C/1996 B2 (Hyakutake): This one became great only because it approached very close to Earth. The comet also was predicted to become very bright again at perihelion, but it fizzled because it had such a tiny nucleus. Many people rate Hyakutake as the best comet of the 20th century — and perhaps even the millennium — because it passed overhead and developed an extremely long tail.

C/1975 (West): This one brightened by four magnitudes (a factor of about forty) after its nucleus broke into four pieces. West became one of the most beautiful comets of the 20th century.

C/1965 (Ikeya-Seki): This sungrazer comet was so bright it could be observed in the daytime right next to the Sun.

Some fizzles
C/1990 (Austin): Original predictions had Comet Austin becoming very bright (magnitude -2), but the comet’s n value decreased to near zero as the comet approached the Sun.

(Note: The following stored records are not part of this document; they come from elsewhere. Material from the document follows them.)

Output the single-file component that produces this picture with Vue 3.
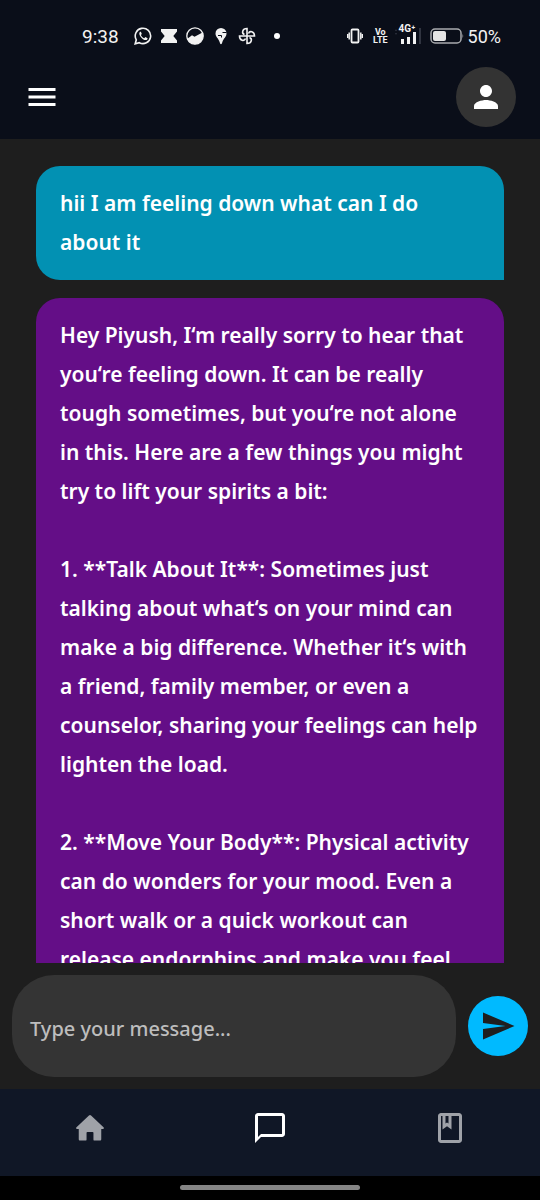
<script setup>
import { ref } from 'vue'

const draft = ref('')

const messages = [
  { from: 'user', text: 'hii I am feeling down what can I do\nabout it' },
  {
    from: 'bot',
    text: `Hey Piyush, I‘m really sorry to hear that
you‘re feeling down. It can be really
tough sometimes, but you‘re not alone
in this. Here are a few things you might
try to lift your spirits a bit:

1. **Talk About It**: Sometimes just
talking about what‘s on your mind can
make a big difference. Whether it‘s with
a friend, family member, or even a
counselor, sharing your feelings can help
lighten the load.

2. **Move Your Body**: Physical activity
can do wonders for your mood. Even a
short walk or a quick workout can
release endorphins and make you feel`,
  },
]

const tabs = [
  {
    name: 'Home',
    path: 'M11.3 3.6a1 1 0 0 1 1.4 0l8.3 7.9c.5.5.3 1.2-.4 1.2h-1.1v6.8c0 .6-.3.9-.9.9h-3.5c-.5 0-.8-.3-.8-.8v-4.4c0-.4-.2-.6-.6-.6h-3.4c-.4 0-.6.2-.6.6v4.4c0 .5-.3.8-.8.8H5.4c-.6 0-.9-.3-.9-.9v-6.8H3.4c-.7 0-.9-.7-.4-1.2z',
  },
  {
    name: 'Chat',
    active: true,
    path: 'M20 2H4c-1.1 0-2 .9-2 2v18l4-4h14c1.1 0 2-.9 2-2V4c0-1.1-.9-2-2-2zm0 14H6l-2 2V4h16v12z',
  },
  {
    name: 'Journal',
    path: 'M18 2H6c-1.1 0-2 .9-2 2v16c0 1.1.9 2 2 2h12c1.1 0 2-.9 2-2V4c0-1.1-.9-2-2-2zM9 4h2v5l-1-.75L9 9V4zm9 16H6V4h1v9l3-2.25L13 13V4h5v16z',
  },
]
</script>

<template>
  <div class="screen">
    <div class="status">
      <span class="clock">9:38</span>
      <div class="notifications">
        <svg viewBox="0 0 18 18" fill="none" stroke="currentColor">
          <path d="M1.2 16.8l1.1-4A7.7 7.7 0 1 1 5.3 15.7z" stroke-width="1.6" />
          <path d="M6.2 4.7c-1.3 1-1.2 2.6.2 4.7 1.6 2.3 3.9 3.9 5.5 3.7 1.1-.2 1.7-.9 1.7-1.9l-2.2-1.1-1.2 1.2C8.8 10.7 7.5 9.5 6.9 8.1l.9-1.1-.9-2.3z" fill="currentColor" stroke="none" />
        </svg>
        <svg viewBox="0 0 18 18" fill="currentColor">
          <path d="M1 2h16v2.5L13.3 9l3.7 4.5V16H1v-2.5L4.7 9 1 4.5z" />
        </svg>
        <svg viewBox="0 0 18 18">
          <circle cx="9" cy="9" r="8.2" fill="none" stroke="currentColor" stroke-width="1.3" />
          <path d="M1 12l5-3.8 2.5 1.5 8-4.2A8.3 8.3 0 0 1 1 12z" fill="currentColor" />
        </svg>
        <svg viewBox="0 0 18 18">
          <path d="M9 1a5.5 5.5 0 0 0-5.5 5.5c0 3.5 3 4.6 4.200 8.800.3 1.200.7 1.900 1.300 1.900s1-.7 1.300-1.900c1.200-4.200 4.200-5.300 4.200-8.800A5.500 5.500 0 0 0 9 1z" fill="currentColor" />
          <path d="M14.5 5.5h-4M6 8.5h3.500v2" fill="none" stroke="#0a0e19" stroke-width="1" />
        </svg>
        <svg viewBox="0 0 18 18" fill="none" stroke="currentColor" stroke-width="1.6">
          <path d="M9 9V1.5c-5 0-5.5 5-2.5 6M9 9h7.5c0-5-5-5.5-6-2.5M9 9v7.5c5 0 5.5-5 2.5-6M9 9H1.500c0 5 5 5.500 6 2.500" />
        </svg>
      </div>
      <span class="dot"></span>
      <div class="system">
        <svg class="vibrate" viewBox="0 0 16 16" fill="none" stroke="currentColor" stroke-width="1.5">
          <rect x="4.5" y="1.5" width="7" height="13" rx="1" stroke-width="1.8" />
          <path d="M2.2 4.5v7M13.8 4.5v7M.5 6v4M15.5 6v4" />
        </svg>
        <span class="volte">Vo<br />LTE</span>
        <div class="signal">
          <span>4G⁺</span>
          <svg viewBox="0 0 28 18">
            <path d="M7 12h3v5H7zM13 10h3v7h-3zM19 5h3v12h-3z" fill="currentColor" />
            <path d="M25 1h2v16h-2zM1 4l1-2 1 2zM1 6l1 2 1-2z" fill="#303440" />
          </svg>
        </div>
        <svg class="battery" viewBox="0 0 34 16">
          <rect x="1" y="1" width="30" height="14" rx="4" fill="none" stroke="#a9abae" stroke-width="1.5" />
          <rect x="3" y="3" width="13" height="10" rx="2" fill="#e4e4e4" />
          <path d="M32.5 5.5q1.5 2.5 0 5z" fill="#a9abae" />
        </svg>
        <span class="percent">50%</span>
      </div>
    </div>

    <header class="topbar">
      <button class="menu" aria-label="Menu">
        <svg class="icon" viewBox="0 0 24 24"><path d="M3 18h18v-2H3v2zm0-5h18v-2H3v2zm0-7v2h18V6H3z" /></svg>
      </button>
      <button class="avatar" aria-label="Profile">
        <svg class="icon" viewBox="0 0 24 24"><path d="M12 12c2.21 0 4-1.79 4-4s-1.79-4-4-4-4 1.79-4 4 1.79 4 4 4zm0 2c-2.67 0-8 1.34-8 4v2h16v-2c0-2.66-5.33-4-8-4z" /></svg>
      </button>
    </header>

    <main class="chat">
      <p v-for="m in messages" :key="m.from" class="bubble" :class="m.from">{{ m.text }}</p>
    </main>

    <form class="composer" @submit.prevent>
      <textarea v-model="draft" rows="1" aria-label="Message" placeholder="Type your message..."></textarea>
      <button class="send" aria-label="Send">
        <svg class="icon" viewBox="0 0 24 24"><path d="M2.01 21L23 12 2.01 3 2 10l15 2-15 2z" /></svg>
      </button>
    </form>

    <nav class="tabs">
      <button v-for="t in tabs" :key="t.name" :class="{ active: t.active }" :aria-label="t.name">
        <svg class="icon" viewBox="0 0 24 24"><path :d="t.path" /></svg>
      </button>
    </nav>
    <div class="gesture"><span></span></div>
  </div>
</template>

<style>
body {
  margin: 0;
  background: #1e1e1e;
}
</style>

<style scoped>
.screen {
  display: flex;
  flex-direction: column;
  height: 100vh;
  background: #1e1e1e;
  color: #fff;
  font-family: "Noto Sans", sans-serif;
}
button {
  display: flex;
  align-items: center;
  justify-content: center;
  padding: 0;
  border: 0;
  background: none;
  color: inherit;
}
svg {
  display: block;
}
.icon {
  width: 36px;
  height: 36px;
  fill: currentColor;
}
.status {
  display: flex;
  align-items: center;
  height: 40px;
  padding: 16px 39px 0 82px;
  background: #0a0e19;
  color: #f2f2f2;
  font-family: Roboto, sans-serif;
}
.clock {
  font-size: 19px;
}
.notifications {
  display: flex;
  gap: 8px;
  margin-left: 15px;
}
.notifications svg {
  width: 18px;
  height: 18px;
}
.dot {
  width: 6px;
  height: 6px;
  margin-left: 18px;
  border-radius: 50%;
  background: #fff;
}
.system {
  display: flex;
  align-items: center;
  margin-left: auto;
}
.vibrate {
  width: 16px;
  height: 16px;
}
.volte {
  margin-left: 10px;
  font-size: 9px;
  font-weight: 700;
  line-height: 8px;
  text-align: center;
}
.signal {
  position: relative;
  margin-left: 6px;
}
.signal svg {
  width: 28px;
  height: 18px;
}
.signal span {
  position: absolute;
  top: -3px;
  left: 5px;
  font-size: 10px;
  font-weight: 700;
  line-height: 10px;
}
.battery {
  width: 34px;
  height: 16px;
  margin-left: 8px;
}
.percent {
  margin-left: 4px;
  font-size: 18px;
}
.topbar {
  display: flex;
  align-items: center;
  justify-content: space-between;
  padding: 11px 24px 12px;
  background: #0a0e19;
}
.avatar {
  width: 60px;
  height: 60px;
  border-radius: 50%;
  background: #333;
}
.chat {
  display: flex;
  flex: 1;
  flex-direction: column;
  gap: 18px;
  min-height: 0;
  padding: 27px 36px 0;
  overflow: hidden;
}
.bubble {
  flex-shrink: 0;
  margin: 0;
  padding: 18px 24px;
  border-radius: 24px;
  font-size: 21px;
  font-weight: 600;
  line-height: 39px;
  white-space: pre-line;
}
.user {
  border-bottom-right-radius: 0;
  background: #0291b3;
}
.bot {
  border-bottom-left-radius: 0;
  background: #640e87;
}
.composer {
  display: flex;
  align-items: center;
  gap: 12px;
  padding: 12px;
}
textarea {
  flex: 1;
  box-sizing: border-box;
  min-width: 0;
  height: 102px;
  padding: 36px 18px 30px;
  border: 0;
  border-radius: 42px;
  outline: 0;
  background: #343434;
  color: #fff;
  font: 500 20px/36px "Noto Sans", sans-serif;
  resize: none;
}
textarea::placeholder {
  color: #bdbdbd;
}
.send {
  width: 60px;
  height: 60px;
  border-radius: 50%;
  background: #00baff;
  color: #1e1e1e;
}
.tabs {
  display: grid;
  grid-template-columns: repeat(3, 1fr);
  height: 87px;
  background: #101726;
  color: #9fa2a8;
}
.tabs button {
  padding-bottom: 9px;
}
.tabs .active {
  color: #fff;
}
.gesture {
  display: flex;
  justify-content: center;
  height: 15px;
  padding-top: 9px;
  background: #000;
}
.gesture span {
  width: 180px;
  height: 5px;
  border-radius: 3px;
  background: #858585;
}
</style>
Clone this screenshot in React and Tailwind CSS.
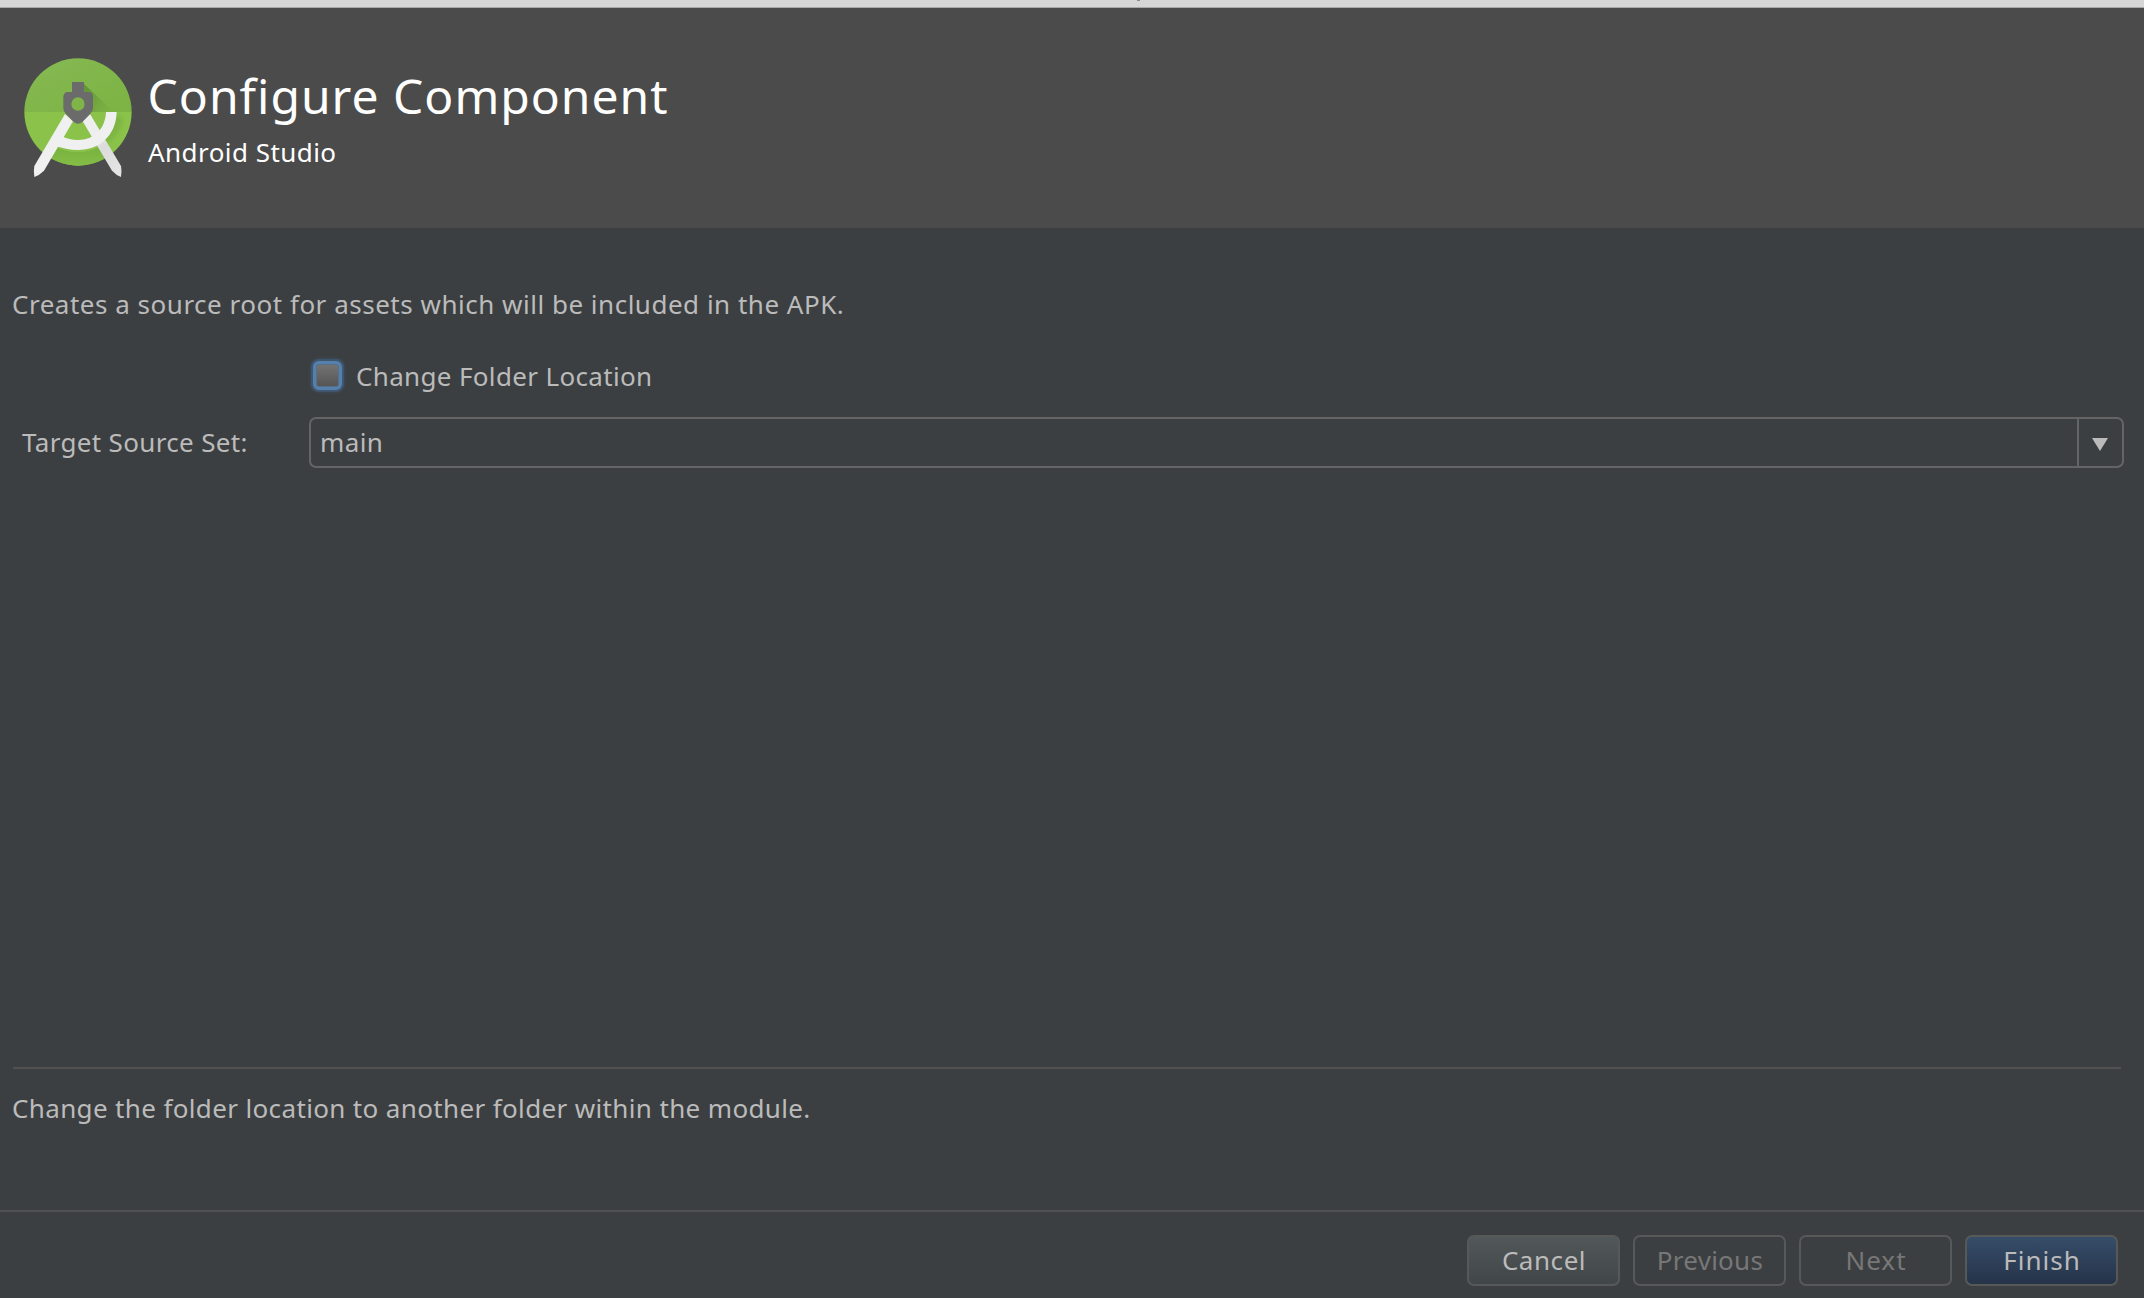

It basically stopped brightening and reached only magnitude 4.5. This is perhaps the best example of a comet fizzling.

C/1999 S4 (LINEAR): Although never expected to be a great comet, this is an excellent, recent example of a comet that simply disintegrated as it approached the Sun. Other recent examples include C/2002 O4 (Hoenig) and C/2002 O7 (LINEAR).

C/1973 (Kohoutek): Originally billed as the “Comet of the Century,” Kohoutek was a disappointment because some initial brightness forecasts assumed a much higher value of n than was appropriate. This Oort Cloud comet brightened at a fairly standard rate of n, around 2.5. Kohoutek didn’t really fizzle — the brightness projections were simply unrealistic.